THE GOVERNMENT’S agenda will be dominated by “recovery, renewal and restoration”, President Mary McAleese has told a group of business people in Spain.
“This is not blind optimism. Ireland has a firm, solid base on which to build our recovery and intensive efforts are under way to correct our public finances, increase our competitiveness and stabilise our banking system,” she said.
Speaking about the Irish economy at the New Economic Forum in Madrid yesterday, Mrs McAleese said Ireland and Spain share a “vital interest” in ensuring the European Union emerges from the fiscal crisis as a “united, strong and effective vehicle” for the future.
Mrs McAleese was asked about the pressure being applied on Ireland by France in relation to the 12.5 per cent corporate tax rate and the chances of restructuring the State’s debt.
The President said the Government was strongly committed to the retention of the corporate tax regime and that it was part of an “integrated platform of strengths that will help pay off our debts and grow the country”.

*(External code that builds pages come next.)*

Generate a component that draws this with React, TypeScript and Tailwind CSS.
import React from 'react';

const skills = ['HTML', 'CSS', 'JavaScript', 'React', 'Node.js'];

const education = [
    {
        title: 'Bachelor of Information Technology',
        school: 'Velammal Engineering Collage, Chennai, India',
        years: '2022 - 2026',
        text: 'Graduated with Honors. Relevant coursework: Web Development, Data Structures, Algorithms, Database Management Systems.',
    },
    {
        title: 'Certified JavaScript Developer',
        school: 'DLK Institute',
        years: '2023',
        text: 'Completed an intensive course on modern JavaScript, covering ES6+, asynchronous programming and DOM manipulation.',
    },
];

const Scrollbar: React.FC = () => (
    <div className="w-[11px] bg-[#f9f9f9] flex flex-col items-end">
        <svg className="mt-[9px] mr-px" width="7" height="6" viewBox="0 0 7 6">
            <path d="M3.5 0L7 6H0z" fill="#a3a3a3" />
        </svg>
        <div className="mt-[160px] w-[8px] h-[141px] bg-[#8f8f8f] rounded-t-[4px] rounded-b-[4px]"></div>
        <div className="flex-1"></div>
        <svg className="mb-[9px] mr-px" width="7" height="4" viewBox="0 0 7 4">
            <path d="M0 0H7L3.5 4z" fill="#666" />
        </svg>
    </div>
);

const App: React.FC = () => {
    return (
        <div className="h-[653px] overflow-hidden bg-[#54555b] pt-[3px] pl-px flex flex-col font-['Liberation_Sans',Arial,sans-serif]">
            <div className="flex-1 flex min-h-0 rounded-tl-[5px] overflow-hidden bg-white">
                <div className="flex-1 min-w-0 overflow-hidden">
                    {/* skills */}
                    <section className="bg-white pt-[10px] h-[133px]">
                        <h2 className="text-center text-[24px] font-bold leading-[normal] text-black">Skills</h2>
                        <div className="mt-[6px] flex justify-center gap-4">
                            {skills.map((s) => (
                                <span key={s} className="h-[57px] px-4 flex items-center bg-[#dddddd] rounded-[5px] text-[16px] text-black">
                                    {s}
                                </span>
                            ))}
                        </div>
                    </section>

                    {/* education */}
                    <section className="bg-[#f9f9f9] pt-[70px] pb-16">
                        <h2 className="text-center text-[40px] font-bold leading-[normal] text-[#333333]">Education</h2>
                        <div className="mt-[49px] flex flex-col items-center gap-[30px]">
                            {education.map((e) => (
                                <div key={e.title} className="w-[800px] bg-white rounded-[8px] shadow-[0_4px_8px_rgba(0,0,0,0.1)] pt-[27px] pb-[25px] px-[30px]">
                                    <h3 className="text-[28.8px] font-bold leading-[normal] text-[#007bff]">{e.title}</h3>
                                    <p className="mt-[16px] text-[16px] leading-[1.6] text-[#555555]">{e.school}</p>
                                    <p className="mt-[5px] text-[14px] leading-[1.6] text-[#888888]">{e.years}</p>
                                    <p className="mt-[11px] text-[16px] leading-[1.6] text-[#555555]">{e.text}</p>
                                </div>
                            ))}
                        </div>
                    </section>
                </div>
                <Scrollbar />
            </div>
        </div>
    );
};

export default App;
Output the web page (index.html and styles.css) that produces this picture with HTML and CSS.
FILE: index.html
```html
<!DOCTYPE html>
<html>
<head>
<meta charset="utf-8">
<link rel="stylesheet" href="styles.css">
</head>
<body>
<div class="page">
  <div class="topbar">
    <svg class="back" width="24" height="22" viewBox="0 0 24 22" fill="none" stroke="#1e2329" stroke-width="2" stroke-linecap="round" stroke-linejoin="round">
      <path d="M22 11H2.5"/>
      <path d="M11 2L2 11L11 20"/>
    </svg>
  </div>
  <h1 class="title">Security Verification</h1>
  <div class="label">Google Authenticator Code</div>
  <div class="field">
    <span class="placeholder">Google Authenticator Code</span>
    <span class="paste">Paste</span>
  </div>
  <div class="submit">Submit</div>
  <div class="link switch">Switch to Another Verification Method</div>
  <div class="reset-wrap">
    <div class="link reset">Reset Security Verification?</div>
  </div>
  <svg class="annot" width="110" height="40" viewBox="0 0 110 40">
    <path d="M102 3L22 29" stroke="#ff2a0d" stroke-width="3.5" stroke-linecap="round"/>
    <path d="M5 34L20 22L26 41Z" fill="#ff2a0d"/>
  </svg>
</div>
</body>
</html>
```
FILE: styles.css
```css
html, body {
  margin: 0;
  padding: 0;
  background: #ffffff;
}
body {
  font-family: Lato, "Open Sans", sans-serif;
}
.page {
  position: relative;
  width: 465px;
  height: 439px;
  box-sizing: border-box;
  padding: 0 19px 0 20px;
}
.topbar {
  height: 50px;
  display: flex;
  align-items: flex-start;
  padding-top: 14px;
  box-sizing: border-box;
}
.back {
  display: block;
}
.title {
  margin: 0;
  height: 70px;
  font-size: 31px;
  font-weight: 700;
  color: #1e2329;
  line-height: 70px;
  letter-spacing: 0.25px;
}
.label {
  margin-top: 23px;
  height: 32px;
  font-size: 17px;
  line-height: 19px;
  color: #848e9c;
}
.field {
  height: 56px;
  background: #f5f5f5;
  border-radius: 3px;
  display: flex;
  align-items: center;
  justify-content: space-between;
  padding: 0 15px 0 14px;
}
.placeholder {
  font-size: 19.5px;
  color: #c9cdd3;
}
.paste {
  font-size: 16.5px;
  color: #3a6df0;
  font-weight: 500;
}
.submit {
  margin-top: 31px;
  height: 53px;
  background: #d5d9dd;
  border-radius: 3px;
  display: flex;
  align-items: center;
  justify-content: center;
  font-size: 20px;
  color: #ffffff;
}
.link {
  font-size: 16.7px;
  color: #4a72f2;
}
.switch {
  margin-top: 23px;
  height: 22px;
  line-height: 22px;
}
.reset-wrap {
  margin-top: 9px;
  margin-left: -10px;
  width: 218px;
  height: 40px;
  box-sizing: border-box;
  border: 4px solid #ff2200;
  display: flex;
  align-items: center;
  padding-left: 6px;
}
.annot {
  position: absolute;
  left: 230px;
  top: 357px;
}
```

She said she was hopeful the issue of “sustainability and payability of debt” will be taken on board at the EU summit in Brussels later this week.
However, she added that as she was not an “active politician” and not partial to any of the decisions it would be wrong of her to comment further.
Mrs McAleese was asked if she agreed German lending was partly responsible for the financial crisis in Ireland, to which she replied the country is “very grateful” for Germany’s support and that Ireland had been “major beneficiaries” of the main European power.
Other questions included if she considered China a threat, her views on same-sex marriage and the parallels if any between the Basque conflict and the North.
Away from the question and answer session, Mrs McAleese’s first official visit to Spain has been a cordial one as she returns to the country she first visited as a 16 year old.
She joked that she had brought long-lost cousins together after she revealed her husband Dr Martin McAleese and the president of the Madrid region Esperanza Aguirre are part of the O’Neill clan.
President McAleese later chatted comfortably in Spanish with King Juan Carlos ahead of a lunch in her honour at the Royal Palace.
The President was entertained last night at a reception hosted by the Irish Ambassador Justin Harman with a joint performance by acclaimed Galician piper Carlos Nuñez and traditional Irish musicians.
This afternoon she will hold bilateral talks with Spanish prime minister José Luís Rodriguez Zapatero and the president of the congress of deputies.
Mrs McAleese will spend the final day of her visit in Barcelona tomorrow where she will attend the Sagrada Família cathedral before meeting the president of the government of Catalunya, Artur Mas.
The President will address an Enterprise Ireland pharmaceuticals gathering and meet members of the Irish community at a reception in the city hall before returning to Dublin tomorrow evening.